Full supers come off the hives and go to the honey house. Empty extracted supers, sticky and sweet, go back on hopefully to be filled again.
Well, here's hoping...
It hasn't exactly been a good year. I've got three bee yards left to pull, but judging from the previous twenty, I'm guessing we'll produce about a third of the summer crop of last year. Too bad. We had such high hopes.
Oh well, we'll just charge three times as much... hahaha!
Is that how it works? No?

Mr. Blair gets a taste of the hot extracting room.

As many of you know the Summer Honey is mild and sweet, a bit darker then Spring, a bit lighter then Fall. 

And every week at market I get asked what the bees are foraging on, making the different honeys. Spring and Fall are relatively easy: Black Locust and goldenrod respectively. Of course there are other nectar sources mixed in, but for simplicity's sake this is what I say... the major players: black locust trees in May and goldenrod blooming in September. The Summer Honey is more complex. And it can actually vary a little in taste and color from one bee yard to the next. This is because there is such a wide range of flowers available (or not) to the bees during the summer.
For this blog post I tried to capture the bees working a few of these nectar sources.

Clover- the old stand-by
This is Dutch clover. I've noticed that when the bees are on this it means there is nothing else available at the moment. Not a good sign. Yellow clover is a much better nectar source. (I missed getting a picture.)


Canadian Thistle- Makes pretty good light honey. Now if the farmers would just quit bush hogging it!


There is a wide assortment of thistles. The bees don't care.


The summer berries- Raspberries, black berries, blue berries, black raspberries... all welcome. You just about need acres of them to make a decent honey crop.

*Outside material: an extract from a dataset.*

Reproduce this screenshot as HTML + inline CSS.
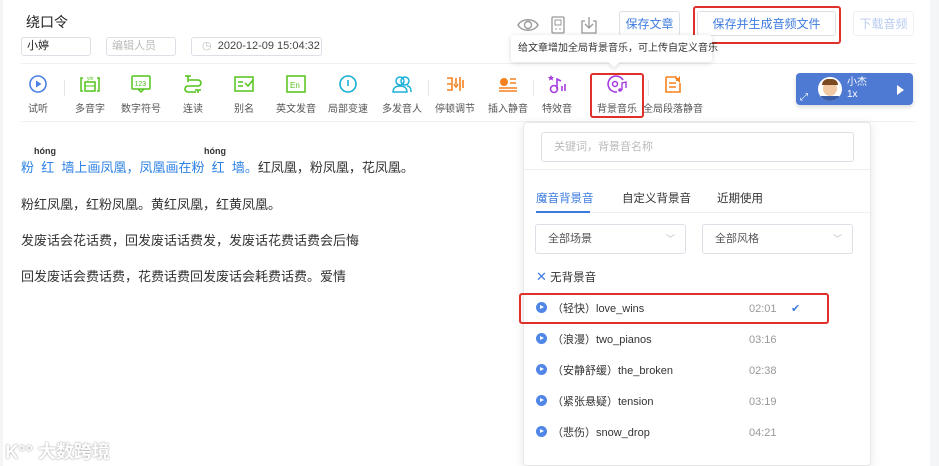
<!DOCTYPE html>
<html><head><meta charset="utf-8"><style>
*{margin:0;padding:0;box-sizing:border-box}
body{width:939px;height:466px;overflow:hidden;background:#fff;font-family:"Liberation Sans","Noto Sans CJK SC",sans-serif;color:#333;position:relative}
.a{position:absolute;white-space:nowrap}
.inp{position:absolute;border:1px solid #dcdfe6;border-radius:3px;font-size:11px;height:19px;line-height:17px;padding-left:5px;white-space:nowrap}
.btn{position:absolute;border:1px solid #dcdfe6;border-radius:3px;font-size:12px;color:#3d7be0;text-align:center;height:25px;line-height:25px;background:#fff}
.it{position:absolute;top:74px;width:60px;text-align:center;font-size:10px;color:#555;white-space:nowrap}
.it svg{display:block;margin:0 auto 6px;width:20px;height:20px}
.sep{position:absolute;top:80px;width:1px;height:16px;background:#e6e6e6}
.p{position:absolute;left:21px;font-size:13px;color:#333;white-space:nowrap}
.row{position:absolute;left:536px;font-size:11px;color:#333;height:18px;line-height:18px;width:300px}
.row i{display:inline-block;width:11px;height:11px;border-radius:50%;background:#4f86e8;vertical-align:-1px;margin-right:5px;position:relative}
.row i:after{content:"";position:absolute;left:4px;top:3px;border-left:4px solid #fff;border-top:2.5px solid transparent;border-bottom:2.5px solid transparent}
.row b{font-weight:normal;position:absolute;left:213px;color:#999;top:0}
</style></head><body>
<div class="a" style="right:0;top:0;width:9px;height:466px;background:#f4f5f7"></div>
<div class="a" style="left:0;top:0;width:3px;height:466px;background:#f4f5f7"></div>
<div class="a" style="left:26px;top:12px;font-size:14px;color:#222">绕口令</div>
<div class="inp" style="left:21px;top:37px;width:70px;color:#222">小婷</div>
<div class="inp" style="left:106px;top:37px;width:70px;color:#bbb">编辑人员</div>
<div class="inp" style="left:191px;top:37px;width:131px;color:#444;padding-left:10px"><span style="color:#bbb">◷</span>&nbsp; 2020-12-09 15:04:32</div>
<div class="a" style="left:21px;top:63px;width:894px;height:1px;background:#eef0f3"></div>
<svg class="a" style="left:517px;top:17px" width="22" height="16" viewBox="0 0 22 16"><path d="M1 8C5 1 17 1 21 8C17 15 5 15 1 8Z" fill="none" stroke="#999" stroke-width="1.4"/><circle cx="11" cy="8" r="3.5" fill="none" stroke="#999" stroke-width="1.4"/></svg>
<svg class="a" style="left:551px;top:16px" width="14" height="18" viewBox="0 0 14 18"><rect x="1" y="1" width="12" height="16" rx="1" fill="none" stroke="#999" stroke-width="1.3"/><rect x="4" y="4" width="6" height="5" fill="none" stroke="#999"/><path d="M4 13h2M8 13h2" stroke="#999"/></svg>
<svg class="a" style="left:580px;top:16px" width="18" height="18" viewBox="0 0 18 18"><path d="M5 5H2v12h14V5h-3M9 1v11M5 8l4 4 4-4" fill="none" stroke="#999" stroke-width="1.3"/></svg>
<div class="btn" style="left:619px;top:11px;width:61px">保存文章</div>
<div class="btn" style="left:697px;top:11px;width:139px">保存并生成音频文件</div>
<div class="a" style="left:693px;top:6px;width:148px;height:38px;border:2px solid #e0302a;border-radius:3px"></div>
<div class="btn" style="left:853px;top:11px;width:61px;color:#b8cbef;border-color:#edf0f5">下载音频</div>
<div class="a" style="left:511px;top:35px;width:201px;height:27px;background:#fff;box-shadow:0 1px 6px rgba(0,0,0,.15);border-radius:3px;font-size:10px;line-height:27px;padding-left:7px;color:#333">给文章增加全局背景音乐，可上传自定义音乐</div>
<div class="a" style="left:610px;top:58px;width:8px;height:8px;background:#fff;transform:rotate(45deg);box-shadow:2px 2px 3px rgba(0,0,0,.08)"></div>
<div class="it" style="left:8px"><svg viewBox="0 0 20 20"><circle cx="10" cy="10" r="8" fill="none" stroke="#4a7fe3" stroke-width="1.6"/><path d="M8 6.5v7l5.5-3.5z" fill="#4a7fe3"/></svg>试听</div>
<div class="sep" style="left:64px"></div>
<div class="it" style="left:60px"><svg viewBox="0 0 20 20"><path d="M3 4H1v13h2M17 4h2v13h-2" fill="none" stroke="#52c41a" stroke-width="1.5"/><rect x="5" y="8" width="10" height="9" fill="none" stroke="#52c41a" stroke-width="1.5"/><path d="M5 12h10" stroke="#52c41a"/><text x="7" y="6" font-size="5" fill="#52c41a">yin</text></svg>多音字</div>
<div class="it" style="left:111px"><svg viewBox="0 0 20 20"><rect x="1" y="2" width="18" height="13" rx="1" fill="none" stroke="#52c41a" stroke-width="1.5"/><path d="M7 15l3 3 3-3" fill="none" stroke="#52c41a" stroke-width="1.5"/><text x="3.5" y="12" font-size="7" fill="#52c41a" font-family="Liberation Sans">123</text></svg>数字符号</div>
<div class="it" style="left:163px"><svg viewBox="0 0 20 20"><path d="M2 2h6M5 2v6M6 6h9a3 3 0 0 1 0 6H5a3 3 0 0 0 0 6h8M12 16h6M15 16v3" fill="none" stroke="#52c41a" stroke-width="1.6"/></svg>连读</div>
<div class="it" style="left:214px"><svg viewBox="0 0 20 20"><rect x="1" y="3" width="18" height="14" fill="none" stroke="#52c41a" stroke-width="1.5"/><path d="M4 8h5M4 12h5M11 9l3 3 5-6" fill="none" stroke="#52c41a" stroke-width="1.5"/></svg>别名</div>
<div class="it" style="left:266px"><svg viewBox="0 0 20 20"><rect x="1" y="2" width="18" height="16" fill="none" stroke="#52c41a" stroke-width="1.5"/><text x="4" y="14" font-size="8" fill="#52c41a" font-family="Liberation Sans">En</text></svg>英文发音</div>
<div class="it" style="left:318px"><svg viewBox="0 0 20 20"><circle cx="10" cy="10" r="8" fill="none" stroke="#1ab0d8" stroke-width="1.6"/><path d="M10 6v6" stroke="#1ab0d8" stroke-width="1.6"/></svg>局部变速</div>
<div class="it" style="left:372px"><svg viewBox="0 0 20 20"><circle cx="8" cy="7" r="4" fill="none" stroke="#1ab0d8" stroke-width="1.5"/><circle cx="13" cy="7" r="4" fill="none" stroke="#1ab0d8" stroke-width="1.5"/><path d="M1 18c0-5 4-6 7-6s7 1 7 6zM15 12c3 0 4 2 4 6" fill="none" stroke="#1ab0d8" stroke-width="1.5"/></svg>多发音人</div>
<div class="sep" style="left:428px"></div>
<div class="it" style="left:425px"><svg viewBox="0 0 20 20"><path d="M2 4h5v12H2M2 10h4M9 10l2 3 2-3M11 4v6M15 3v14M18 6v8" fill="none" stroke="#f5821f" stroke-width="1.6"/></svg>停顿调节</div>
<div class="it" style="left:478px"><svg viewBox="0 0 20 20"><circle cx="6" cy="8" r="4" fill="#f5821f"/><path d="M12 5h6M12 9h6M1 14h18M1 17h18" stroke="#f5821f" stroke-width="1.6"/></svg>插入静音</div>
<div class="sep" style="left:533px"></div>
<div class="it" style="left:527px"><svg viewBox="0 0 20 20"><path d="M4 1l1 2h2l-1.5 1.5.5 2-2-1-2 1 .5-2L1 3h2z" fill="#a43ce0"/><circle cx="7" cy="15" r="3.5" fill="none" stroke="#a43ce0" stroke-width="1.6"/><path d="M10 15V5l4 2M15 12v5M18 10v7" fill="none" stroke="#a43ce0" stroke-width="1.6"/></svg>特效音</div>
<div class="it" style="left:587px"><svg viewBox="0 0 20 20"><path d="M16 6A8 8 0 1 0 10 18" fill="none" stroke="#a43ce0" stroke-width="1.6"/><circle cx="8" cy="10" r="2.5" fill="none" stroke="#a43ce0" stroke-width="1.5"/><circle cx="13" cy="16" r="1.8" fill="#a43ce0"/><path d="M15 16V9l4-1v6" fill="none" stroke="#a43ce0" stroke-width="1.4"/></svg>背景音乐</div>
<div class="a" style="left:590px;top:73px;width:54px;height:45px;border:2px solid #e0302a;border-radius:3px"></div>
<div class="sep" style="left:648px"></div>
<div class="it" style="left:643px;width:60px"><svg viewBox="0 0 20 20"><path d="M3 3h10v2M3 3v15h14V9" fill="none" stroke="#f5821f" stroke-width="1.6"/><path d="M6 9h7M6 13h7" stroke="#f5821f" stroke-width="1.5"/><path d="M13 4h2l2-2v7l-2-2h-2z" fill="#f5821f"/></svg>全局段落静音</div>
<div class="a" style="left:796px;top:73px;width:117px;height:32px;background:#4e7ad3;border-radius:4px;box-shadow:0 2px 4px rgba(0,0,0,.15)"></div>
<div class="a" style="left:818px;top:77px;width:24px;height:24px;border-radius:50%;background:#fff;overflow:hidden"><div style="position:absolute;left:5px;top:4px;width:14px;height:15px;border-radius:50%;background:#f1c9a5"></div><div style="position:absolute;left:4px;top:2px;width:16px;height:6px;border-radius:6px 6px 0 0;background:#7a4a22"></div><div style="position:absolute;left:3px;top:19px;width:18px;height:6px;background:#3a5fa8"></div></div>
<div class="a" style="left:847px;top:77px;font-size:10px;color:#fff;line-height:12px">小杰<br>1x</div>
<div class="a" style="left:800px;top:92px;font-size:10px;color:#fff">⤢</div>
<div class="a" style="left:897px;top:85px;border-left:7px solid #fff;border-top:5px solid transparent;border-bottom:5px solid transparent"></div>
<div class="a" style="left:21px;top:121px;width:894px;height:1px;background:#eef0f3"></div>
<div class="a" style="left:34px;top:146px;font-size:9px;color:#333;font-weight:bold">hóng</div>
<div class="a" style="left:204px;top:146px;font-size:9px;color:#333;font-weight:bold">hóng</div>
<div class="p" style="top:157px"><span style="color:#2e82e6">粉&nbsp;&nbsp;红&nbsp;&nbsp;墙上画凤凰，凤凰画在粉&nbsp;&nbsp;红&nbsp;&nbsp;墙。</span>红凤凰，粉凤凰，花凤凰。</div>
<div class="p" style="top:194px">粉红凤凰，红粉凤凰。黄红凤凰，红黄凤凰。</div>
<div class="p" style="top:230px">发废话会花话费，回发废话话费发，发废话花费话费会后悔</div>
<div class="p" style="top:266px">回发废话会费话费，花费话费回发废话会耗费话费。爱情</div>
<div class="a" style="left:6px;top:438px;font-size:18px;color:#fff;font-weight:bold;text-shadow:0 0 2px #aaa,0 0 1px #bbb">Ꮶ°° 大数跨境</div>
<div class="a" style="left:523px;top:122px;width:348px;height:344px;background:#fff;border:1px solid #e8e8e8;border-radius:4px;box-shadow:0 2px 10px rgba(0,0,0,.1)"></div>
<div class="a" style="left:541px;top:132px;width:313px;height:30px;border:1px solid #dcdfe6;border-radius:3px;font-size:11px;color:#bbb;line-height:28px;padding-left:12px">关键词，背景音名称</div>
<div class="a" style="left:524px;top:169px;width:346px;height:1px;background:#eee"></div>
<div class="a" style="left:536px;top:190px;font-size:11.5px;color:#3d7be0">魔音背景音</div>
<div class="a" style="left:622px;top:190px;font-size:11.5px;color:#333">自定义背景音</div>
<div class="a" style="left:717px;top:190px;font-size:11.5px;color:#333">近期使用</div>
<div class="a" style="left:536px;top:211px;width:54px;height:2px;background:#3d7be0"></div>
<div class="a" style="left:590px;top:212px;width:280px;height:1px;background:#eee"></div>
<div class="a" style="left:535px;top:224px;width:151px;height:30px;border:1px solid #dcdfe6;border-radius:3px;font-size:11px;color:#555;line-height:28px;padding-left:12px">全部场景<span style="position:absolute;right:10px;color:#bbb;font-size:9px">﹀</span></div>
<div class="a" style="left:702px;top:224px;width:151px;height:30px;border:1px solid #dcdfe6;border-radius:3px;font-size:11px;color:#555;line-height:28px;padding-left:12px">全部风格<span style="position:absolute;right:10px;color:#bbb;font-size:9px">﹀</span></div>
<div class="a" style="left:536px;top:269px;font-size:11.5px;color:#333"><span style="color:#3d7be0;font-size:13px">✕</span> 无背景音</div>
<div class="row" style="top:300px"><i></i>（轻快）love_wins<b>02:01</b><span style="position:absolute;left:255px;color:#3d7be0">✔</span></div>
<div class="a" style="left:519px;top:293px;width:310px;height:31px;border:2px solid #e0302a;border-radius:3px"></div>
<div class="row" style="top:331px"><i></i>（浪漫）two_pianos<b>03:16</b></div>
<div class="row" style="top:362px"><i></i>（安静舒缓）the_broken<b>02:38</b></div>
<div class="row" style="top:393px"><i></i>（紧张悬疑）tension<b>03:19</b></div>
<div class="row" style="top:424px"><i></i>（悲伤）snow_drop<b>04:21</b></div>
</body></html>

The above photo was from the berry patch in our garden. Here, Bridger shows off another garden flower the bees just love.
Yummy lavender!
  Milk Weed- Makes a clear, delicate honey. Unfortunately (for bees and butterflies) there isn't enough of this. Round-up ready crops took care of this little "problem." I miss the good ol' days of weedy fields!

Alfalfa- Makes a light spritely tasting honey. The farmers usually cut it (for hay) before it blooms, but every now and then we get lucky.

Soybean- Here's one that the farmers actually benefit from having a few bees around. Soybean honey is mild but somewhat bland. My experience with this as a honey crop is boom or bust. Hot and dry years are the best. This year was a bust.


We had maybe ten good days in July where the bees were bringing in soybean nectar.

Fireweed- Oops, sorry. Montana flashback.
But if you ever come across fireweed honey, buy it! It's delicate and water-white. Very unique taste.  This was in the Bitterroot Valley near Stevensville, MT.


 With agriculture everywhere, weather dictates the crop. Beekeeping is no different. Hopefully next year one of the many sources of summer honey will weigh in heavy with nectar. As I said, this year was a down year, but hearing some the the lack-of-honey horror stories around the state, I guess I can't complain. We didn't get skunked.